Data to use
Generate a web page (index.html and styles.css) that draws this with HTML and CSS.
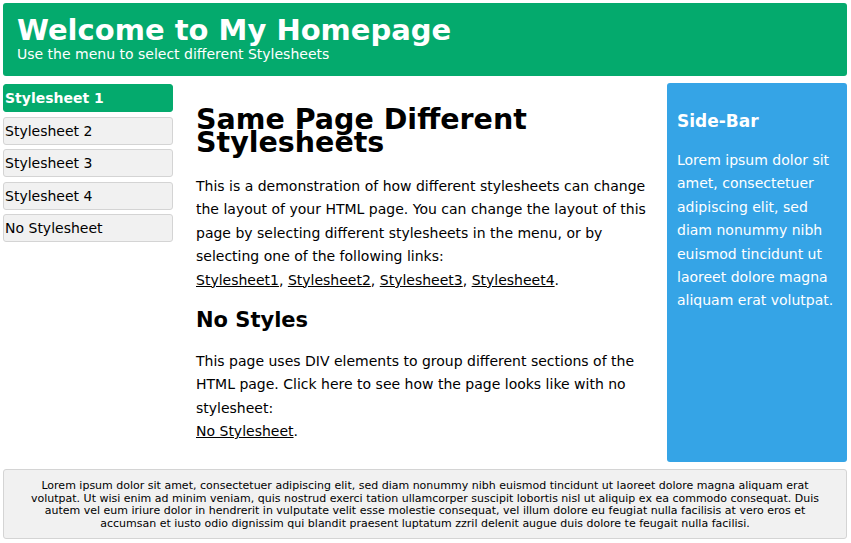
FILE: index.html
```html
<!DOCTYPE html>
<html>
<head>
<meta charset="utf-8">
<title>Same Page Different Stylesheets</title>
<link rel="stylesheet" href="styles.css">
</head>
<body>
<div class="header">
  <h1>Welcome to My Homepage</h1>
  <p>Use the menu to select different Stylesheets</p>
</div>
<div class="row">
  <div class="menu">
    <a class="menuitem active" href="#">Stylesheet 1</a>
    <a class="menuitem" href="#">Stylesheet 2</a>
    <a class="menuitem" href="#">Stylesheet 3</a>
    <a class="menuitem" href="#">Stylesheet 4</a>
    <a class="menuitem" href="#">No Stylesheet</a>
  </div>
  <div class="main">
    <h2 class="title">Same Page Different Stylesheets</h2>
    <p>This is a demonstration of how different stylesheets can change the layout of your HTML page. You can change the layout of this page by selecting different stylesheets in the menu, or by selecting one of the following links:<br><a href="#">Stylesheet1</a>, <a href="#">Stylesheet2</a>, <a href="#">Stylesheet3</a>, <a href="#">Stylesheet4</a>.</p>
    <h3 class="subtitle">No Styles</h3>
    <p>This page uses DIV elements to group different sections of the HTML page. Click here to see how the page looks like with no stylesheet:<br><a href="#">No Stylesheet</a>.</p>
  </div>
  <div class="sidebar">
    <h3>Side-Bar</h3>
    <p>Lorem ipsum dolor sit amet, consectetuer adipiscing elit, sed diam nonummy nibh euismod tincidunt ut laoreet dolore magna aliquam erat volutpat.</p>
  </div>
</div>
<div class="footer">
  <p>Lorem ipsum dolor sit amet, consectetuer adipiscing elit, sed diam nonummy nibh euismod tincidunt ut laoreet dolore magna aliquam erat volutpat. Ut wisi enim ad minim veniam, quis nostrud exerci tation ullamcorper suscipit lobortis nisl ut aliquip ex ea commodo consequat. Duis autem vel eum iriure dolor in hendrerit in vulputate velit esse molestie consequat, vel illum dolore eu feugiat nulla facilisis at vero eros et accumsan et iusto odio dignissim qui blandit praesent luptatum zzril delenit augue duis dolore te feugait nulla facilisi.</p>
</div>
</body>
</html>
```

FILE: styles.css
```css
body {
  margin: 3px 4px 3px 3px;
  font-family: Verdana, "DejaVu Sans", sans-serif;
  font-size: 14px;
  color: #000;
  background: #fff;
}
.header {
  background-color: #04aa6d;
  color: #fff;
  border-radius: 3px;
  padding: 10px 14px 14px;
  height: 49px;
}
.header h1 {
  margin: 0;
  font-size: 29px;
  line-height: 34px;
}
.header p {
  margin: 0;
  font-size: 14px;
  line-height: 14px;
}
.row {
  display: flex;
  align-items: flex-start;
  margin-top: 7px;
}
.menu {
  width: 170px;
  flex: none;
  display: flex;
  flex-direction: column;
  gap: 4.5px;
  padding-top: 1px;
}
.menuitem {
  display: block;
  box-sizing: border-box;
  height: 28px;
  line-height: 27px;
  padding: 0 1px;
  background: #f1f1f1;
  border: 1px solid #d4d4d4;
  border-radius: 3px;
  color: #000;
  text-decoration: none;
}
.menuitem.active {
  background: #04aa6d;
  border-color: #04aa6d;
  color: #fff;
  font-weight: bold;
}
.main {
  flex: 1;
  padding: 22px 12px 0 23px;
}
.main a {
  color: #000;
}
.title {
  margin: 0 0 21px;
  font-size: 28.5px;
  line-height: 23px;
  padding-top: 3px;
}
.main p {
  margin: 0 0 15px;
  line-height: 23.4px;
}
.subtitle {
  margin: 0 0 17px;
  font-size: 21px;
  line-height: 26px;
}
.sidebar {
  width: 180px;
  flex: none;
  box-sizing: border-box;
  background: #35a4e6;
  color: #fff;
  border-radius: 3px;
  padding: 27px 10px 30px;
  height: 379px;
}
.sidebar h3 {
  margin: 0 0 17px;
  font-size: 17px;
  line-height: 22px;
}
.sidebar p {
  margin: 0;
  line-height: 23.4px;
}
.footer {
  margin-top: 7px;
  background: #f1f1f1;
  border: 1px solid #d4d4d4;
  border-radius: 3px;
  padding: 10px 12px 7px;
  text-align: center;
}
.footer p {
  margin: 0;
  font-size: 11px;
  line-height: 12.7px;
}
```
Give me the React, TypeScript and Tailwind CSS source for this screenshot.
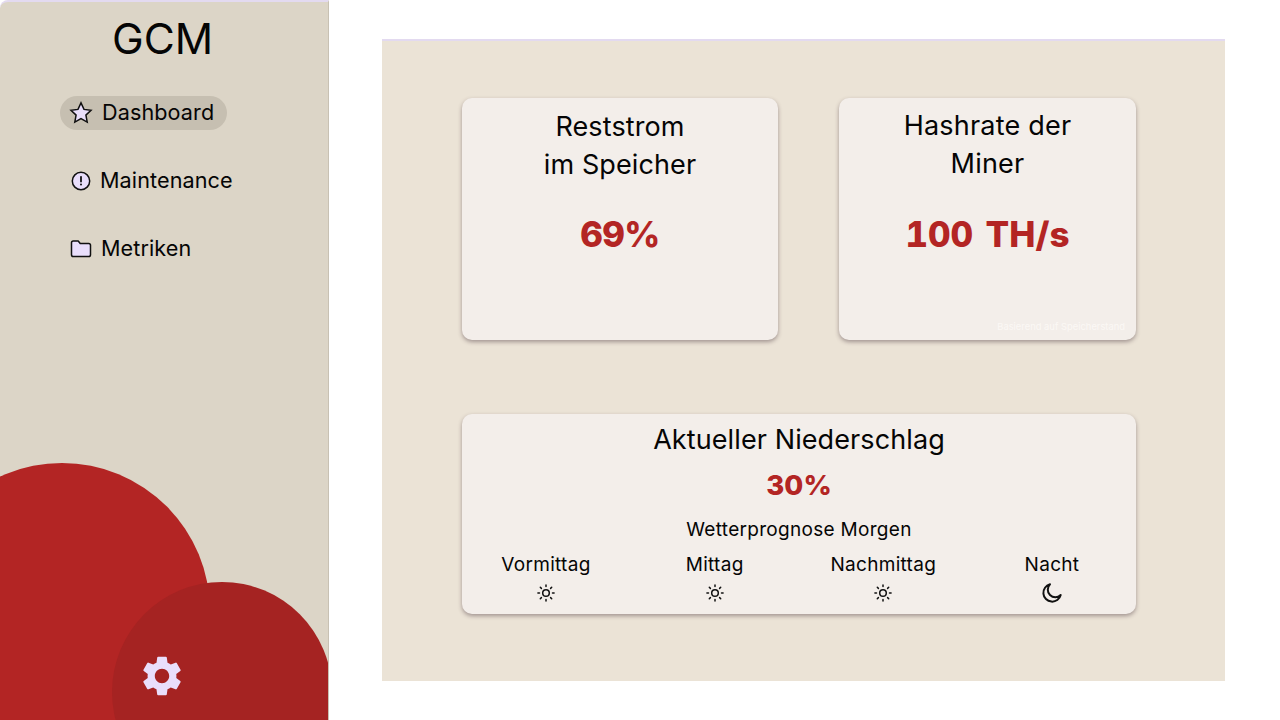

Written instruction
Within the data above, count the lines that contain the string "index"; the reply is the number alone.

Response
2